Many companies are already considering plans to cooperate with Luxembourg. Thus, according to the Times, JP Morgan and HSBC already provides for the transfer of certain financial activities to Luxembourg. Bloomberg also announced that Morgan Stanley had transferred 1,000 employees to the European continent. It is therefore reasonable to ask whether the choice of these companies will stop in Luxembourg.
II. The process of reallocation of the English funds and companies to Luxembourg
The process of reallocation of English funds and companies to Luxembourg can be done through three mechanisms that can be clarified.
a) The transfer of the registered office
An effective way to ensure the reallocation would be the transfer of the headquarters to Luxembourg. It should be noted that any type of company or fund, except for the contractual fund, may carry out the transfer of the registered office or central administration in Luxembourg. The legal personality, in the case of an investment company, can be maintained, provided that the laws of the country authorize the transfer without any modification to the legal form. However, the investment company’s balance sheet wishing to transfer the seat will be preserved.
In the event that the board of directors or the partners at the meeting decide to reallocate, a careful analysis of the applicable laws in the home state and the host state is required, as well as the legal advice from a legal counsel. The requirements during the change of the articles of incorporation and constitutive documents with reference to the new headquarters should be followed. A very significant step is the removal of the company leading to the reallocation of the register in the home state.
Ultimately the constitutional documents will be subject to the approval of the CSSF.
b) The ceasing or the transfer of assets to a Luxembourg fund
A second mechanism that could allow the reallocation of funds would be the disposal or transfer of assets to a Luxembourg fund.
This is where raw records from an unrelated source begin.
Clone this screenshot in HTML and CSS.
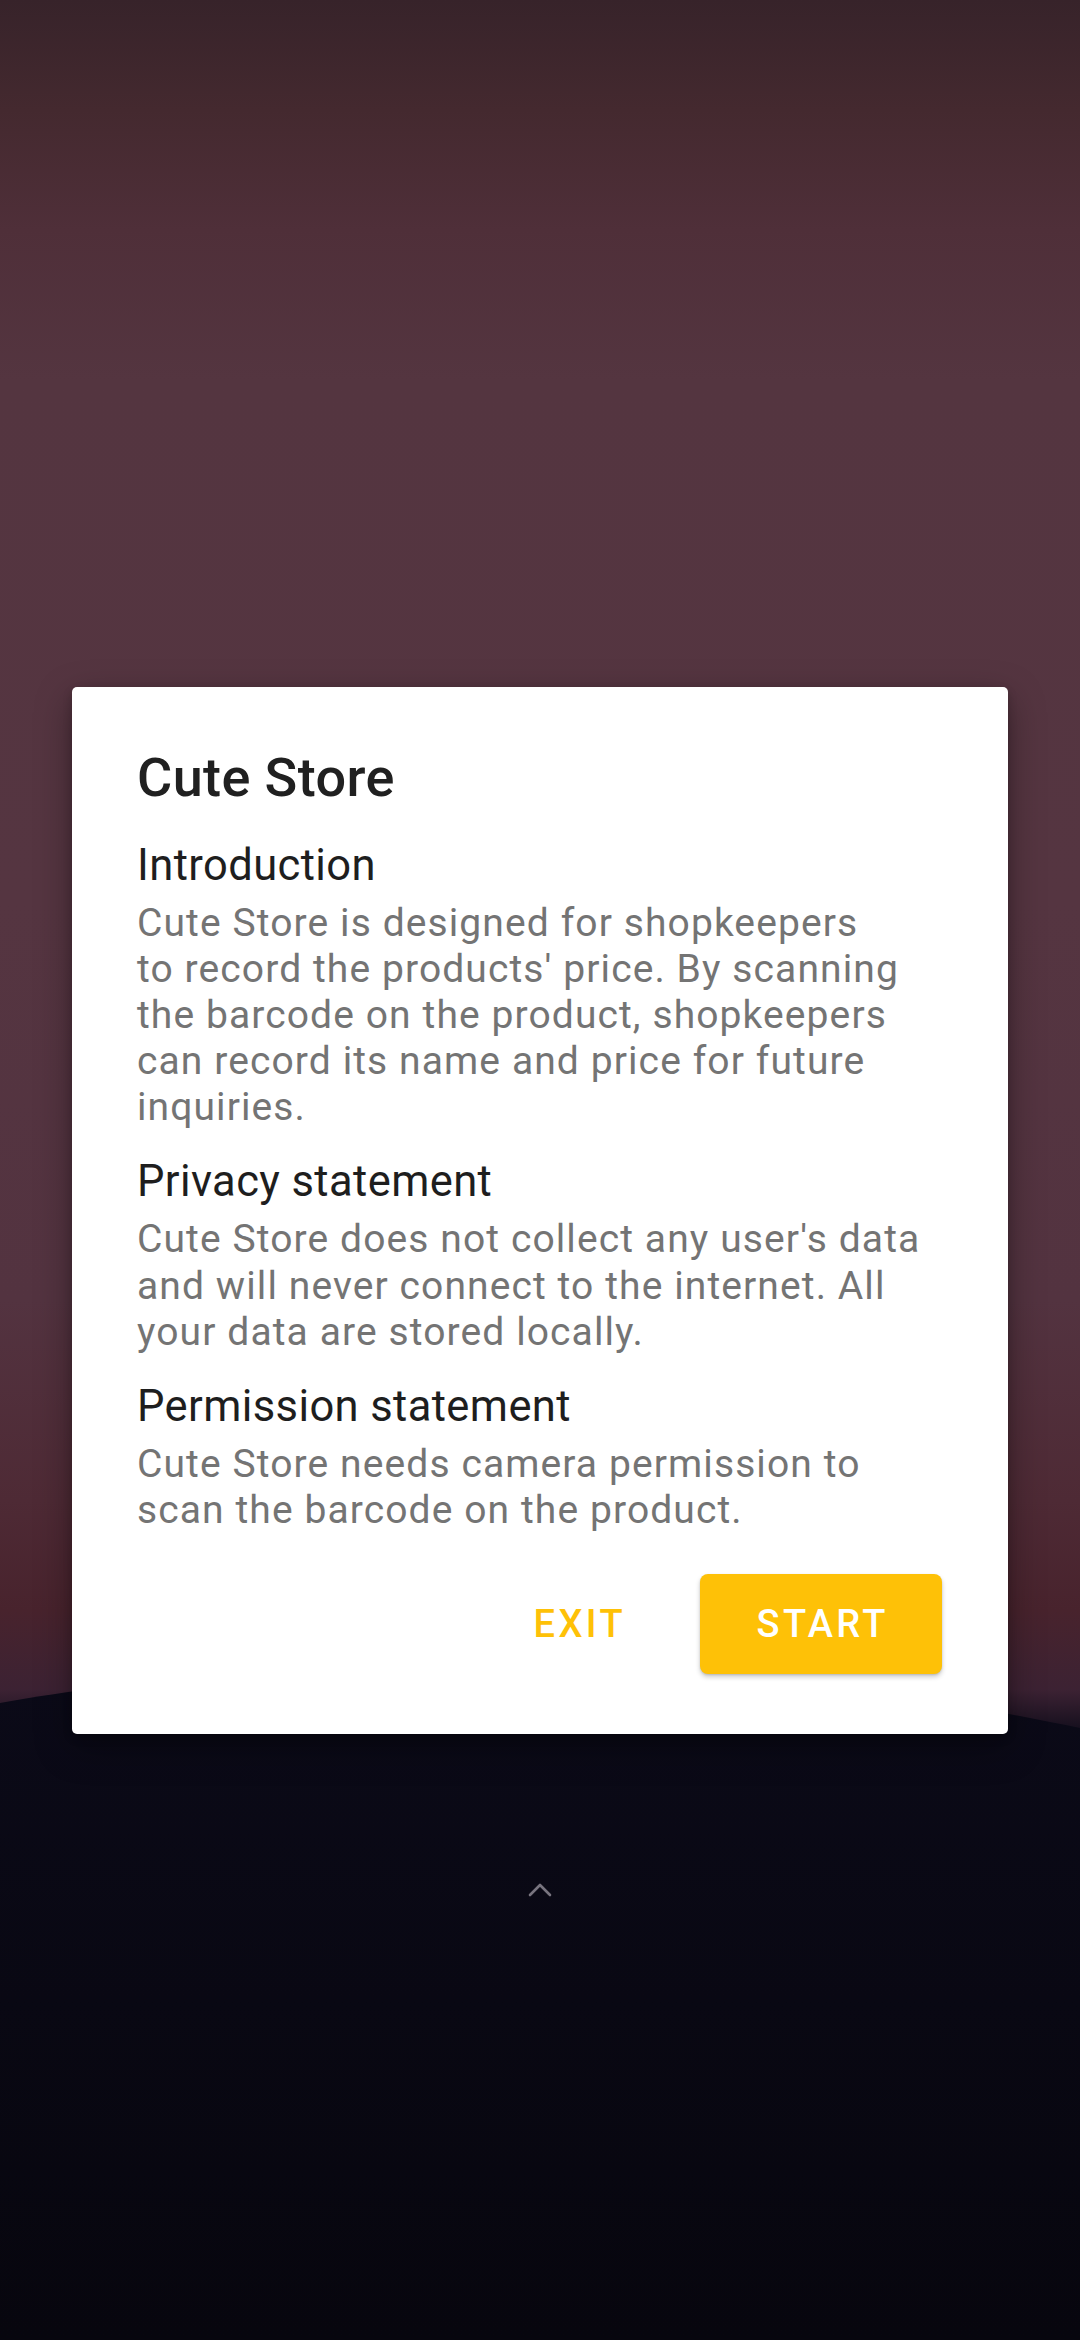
FILE: index.html
```html
<!DOCTYPE html>
<html lang="en">
<head>
<meta charset="utf-8">
<title>Cute Store</title>
<link rel="stylesheet" href="styles.css">
</head>
<body>
<div class="wallpaper" aria-hidden="true">
  <svg class="hill" width="1080" height="2340" viewBox="0 0 1080 2340">
    <defs>
      <linearGradient id="hillg" x1="0" y1="0" x2="0" y2="1">
        <stop offset="0" stop-color="#0b0a18"/>
        <stop offset="1" stop-color="#07060e"/>
      </linearGradient>
    </defs>
    <path d="M0 1703 C 120 1682, 300 1660, 540 1662 C 760 1664, 940 1700, 1080 1728 L1080 2340 L0 2340 Z" fill="url(#hillg)"/>
  </svg>
</div>
<main class="screen">
  <section class="dialog">
    <h1 class="title">Cute Store</h1>
    <div class="sec">
      <h2 class="sec-title">Introduction</h2>
      <p class="sec-text">Cute Store is designed for shopkeepers<br>to record the products' price. By scanning<br>the barcode on the product, shopkeepers<br>can record its name and price for future<br>inquiries.</p>
    </div>
    <div class="sec">
      <h2 class="sec-title">Privacy statement</h2>
      <p class="sec-text">Cute Store does not collect any user's data<br>and will never connect to the internet. All<br>your data are stored locally.</p>
    </div>
    <div class="sec">
      <h2 class="sec-title">Permission statement</h2>
      <p class="sec-text">Cute Store needs camera permission to<br>scan the barcode on the product.</p>
    </div>
    <div class="actions">
      <button class="btn-text">EXIT</button>
      <button class="btn-filled">START</button>
    </div>
  </section>
  <div class="hint">
    <svg width="24" height="16" viewBox="0 0 24 16"><polyline points="2,13 12,3 22,13" fill="none" stroke="#78747f" stroke-width="2.6" stroke-linecap="round" stroke-linejoin="round"/></svg>
  </div>
</main>
</body>
</html>
```
FILE: styles.css
```css
html, body {
  margin: 0;
  padding: 0;
}
body {
  width: 1080px;
  height: 2340px;
  overflow: hidden;
  position: relative;
  font-family: Roboto, "Noto Sans", "Liberation Sans", sans-serif;
  background: linear-gradient(180deg,
    #37232a 0px,
    #44292f 110px,
    #4f2f39 230px,
    #543540 380px,
    #553541 900px,
    #533340 1300px,
    #4e2a35 1500px,
    #48232d 1610px,
    #3c2233 1690px,
    #0b0a18 1740px,
    #07060e 2340px);
}
.wallpaper {
  position: absolute;
  inset: 0;
  z-index: 0;
}
.hill {
  display: block;
}
.screen {
  position: relative;
  z-index: 1;
  padding-top: 687px;
}
.dialog {
  margin: 0 72px;
  background: #ffffff;
  border-radius: 5px;
  padding: 59px 66px 60px 65px;
  box-shadow: 0 12px 36px rgba(0, 0, 0, 0.35), 0 4px 10px rgba(0, 0, 0, 0.2);
}
.title {
  margin: 0 0 31.5px;
  font-size: 54px;
  line-height: 63px;
  font-weight: 500;
  letter-spacing: 0.4px;
  color: #202020;
}
.sec + .sec {
  margin-top: 27.5px;
}
.sec-title {
  margin: 0 0 9px;
  font-size: 43.5px;
  line-height: 50px;
  font-weight: 400;
  letter-spacing: 0.4px;
  color: #1e1e1e;
}
.sec-text {
  margin: 0;
  font-size: 39px;
  line-height: 46.1px;
  font-weight: 400;
  letter-spacing: 1.1px;
  color: #747474;
  white-space: nowrap;
}
.actions {
  margin-top: 40.5px;
  display: flex;
  justify-content: flex-end;
  align-items: center;
}
.btn-text, .btn-filled {
  font-family: Roboto, "Noto Sans", "Liberation Sans", sans-serif;
  font-size: 38px;
  font-weight: 500;
  letter-spacing: 3.4px;
  border: none;
  height: 100px;
  padding: 0;
  cursor: pointer;
}
.btn-text {
  background: transparent;
  color: #fec107;
  margin-right: 74px;
}
.btn-filled {
  width: 242px;
  background: #fec107;
  color: #ffffff;
  border-radius: 8px;
  padding-left: 3.4px;
  box-shadow: 0 3px 5px rgba(0, 0, 0, 0.2), 0 1px 2px rgba(0, 0, 0, 0.12);
}
.hint {
  display: flex;
  justify-content: center;
  margin-top: 148px;
}
.hint svg {
  display: block;
}
```
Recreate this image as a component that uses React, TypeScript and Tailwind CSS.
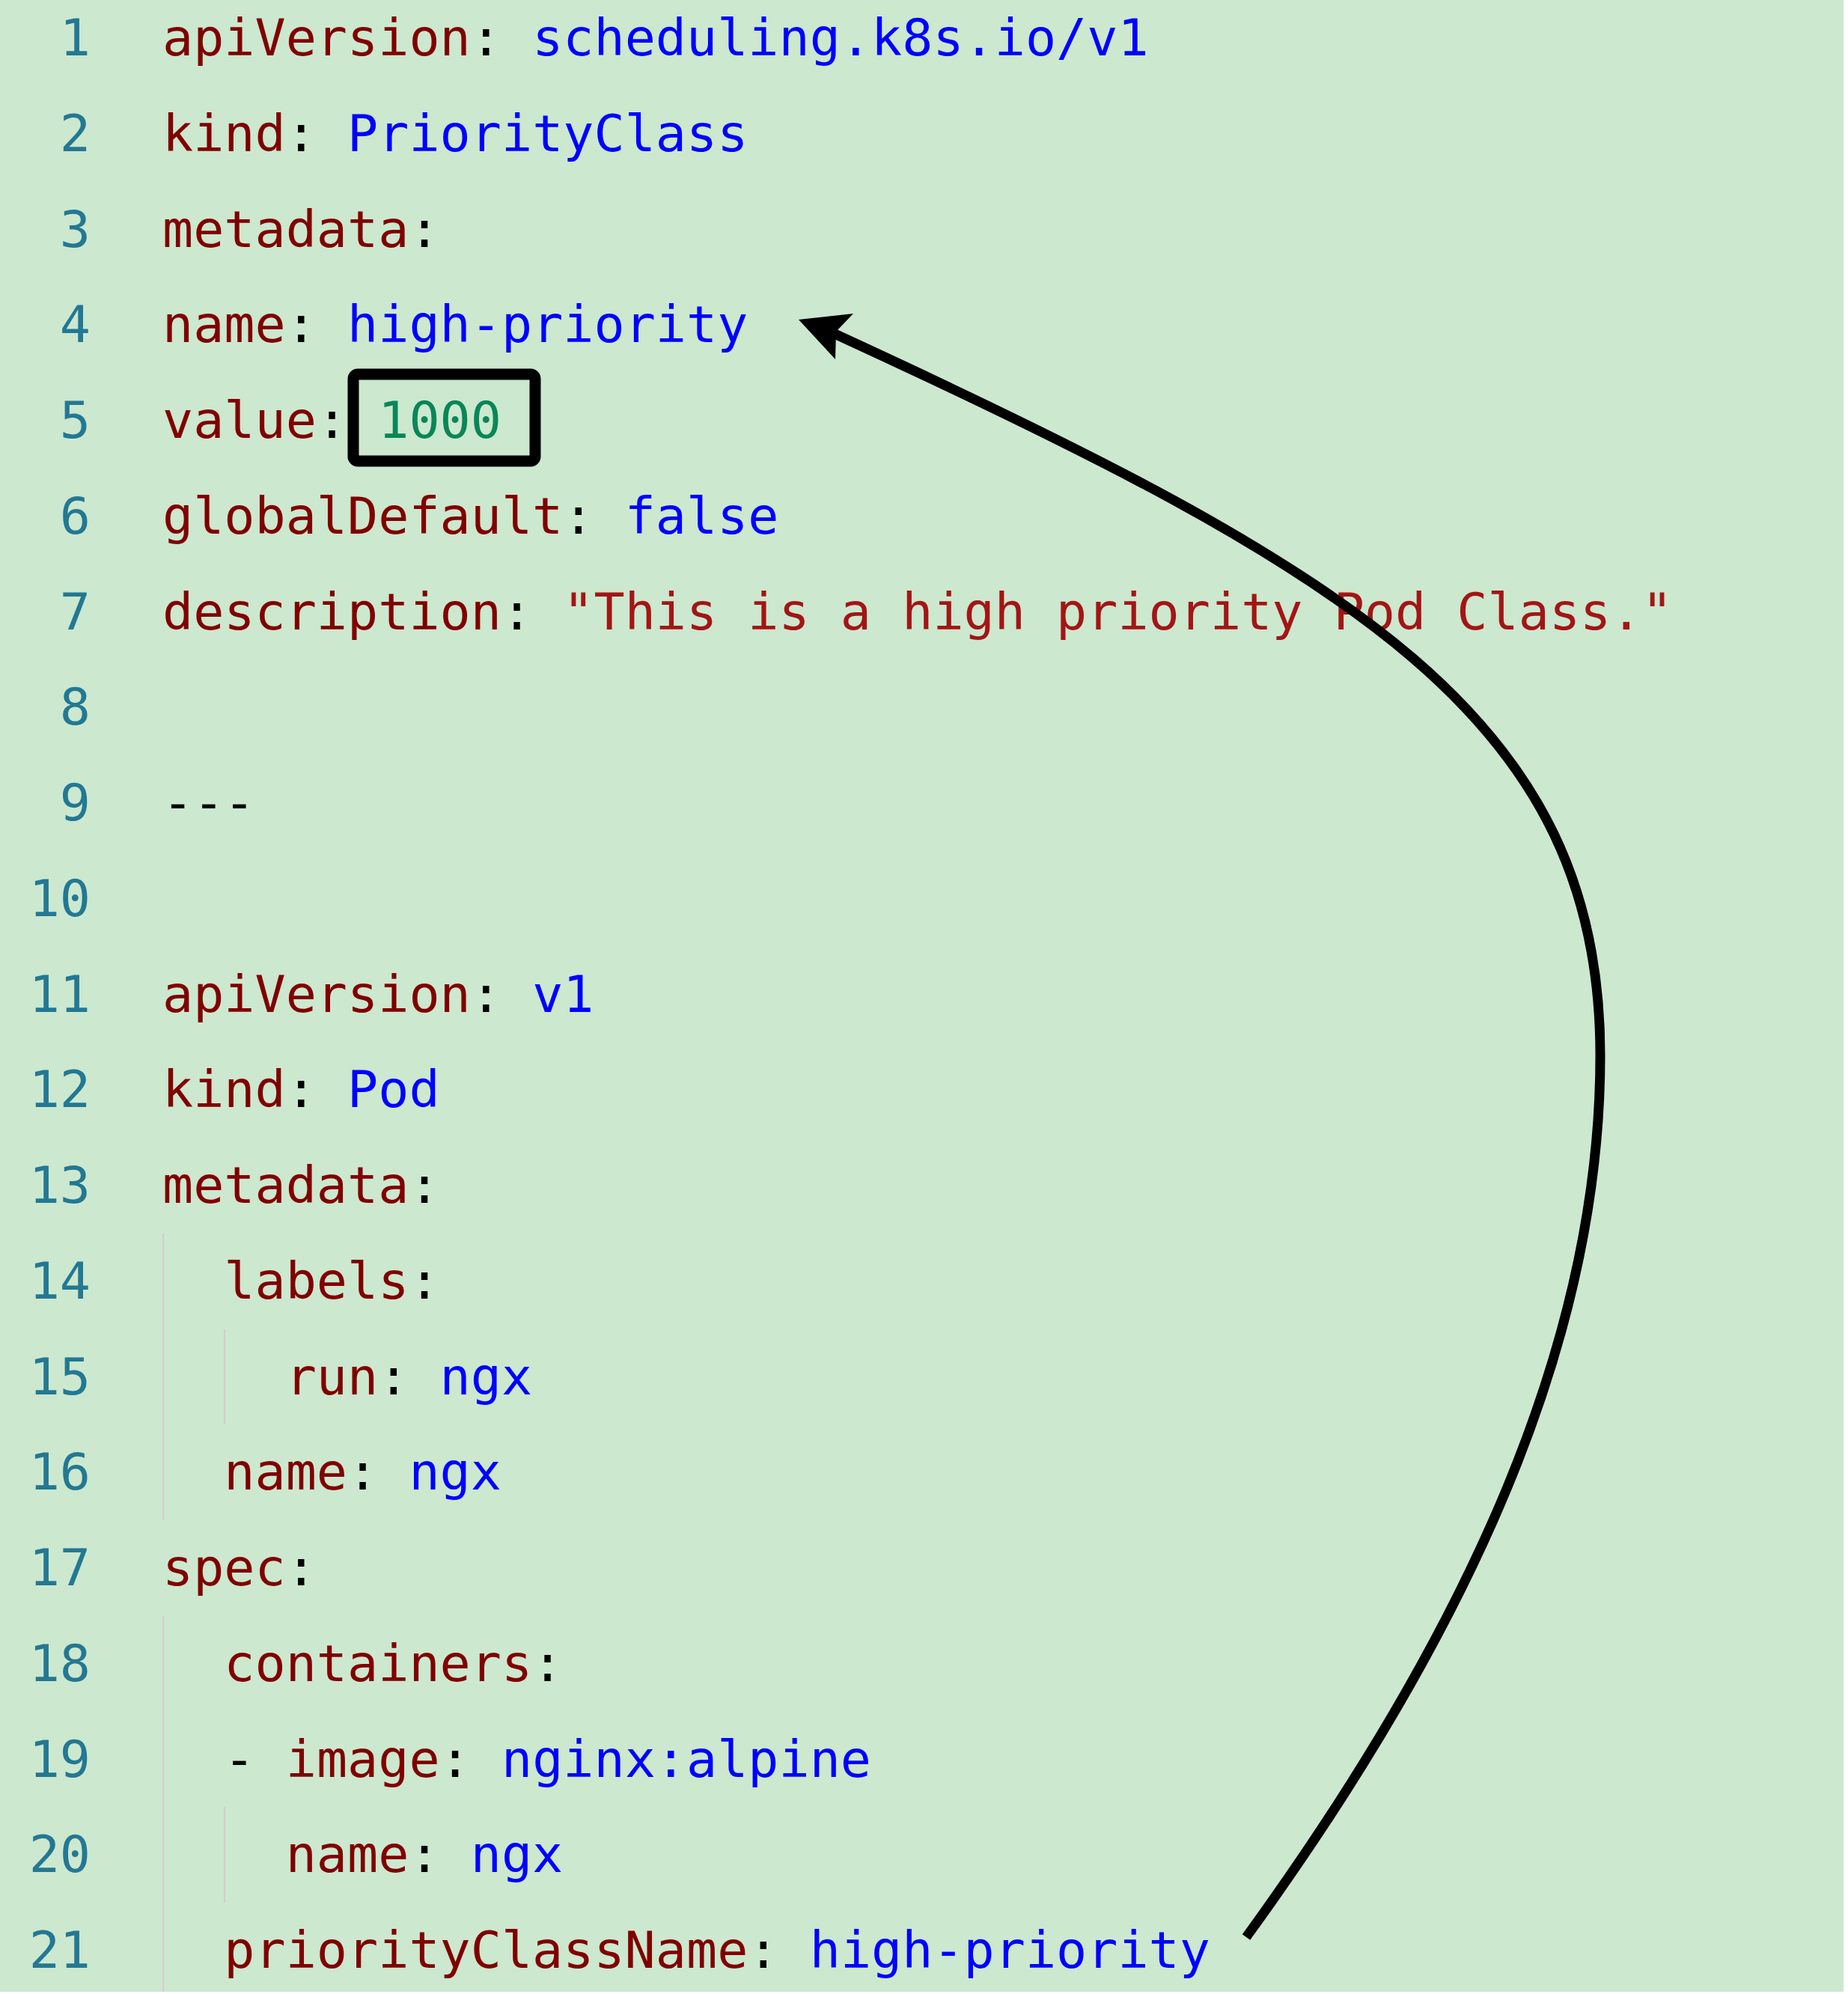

This mechanism requires a bilateral arrangement. It consists of a transfer of all assets and liabilities of the fund to a Luxembourg entity with consideration to compensating the units or shares of the latter. No reference or restriction as to the structure of the Luxembourg entity is made, and therefore it can take the form of a company or of a contract. The Luxembourg entity can thus be an existing entity or a company created expressly for this purpose.
c) The merger of foreign and Luxembourg funds
Lastly, the third mechanism is the fusion of the foreign funds with a Luxembourg fund. This concerns a decision that must come from the board of directors or shareholders of both entities. This process consists of a universal transfer of assets and liabilities of the funds absorbed by the Luxembourg investment company. This procedure requires no special formality except considerations about property rights and the rights of intellectual property. This mechanism involves modifying the constitutional documents of the two entities, as well as a calculation of the exchange ratio of the shares that would be done under the control of an auditor.
In conclusion, it is clear that Luxembourg enjoys a wide range of mechanisms and practices that attract the attention of investors. We can therefore assume that Luxembourg will be the next destination of investment funds and companies, who are looking for favourable tax and legal environment.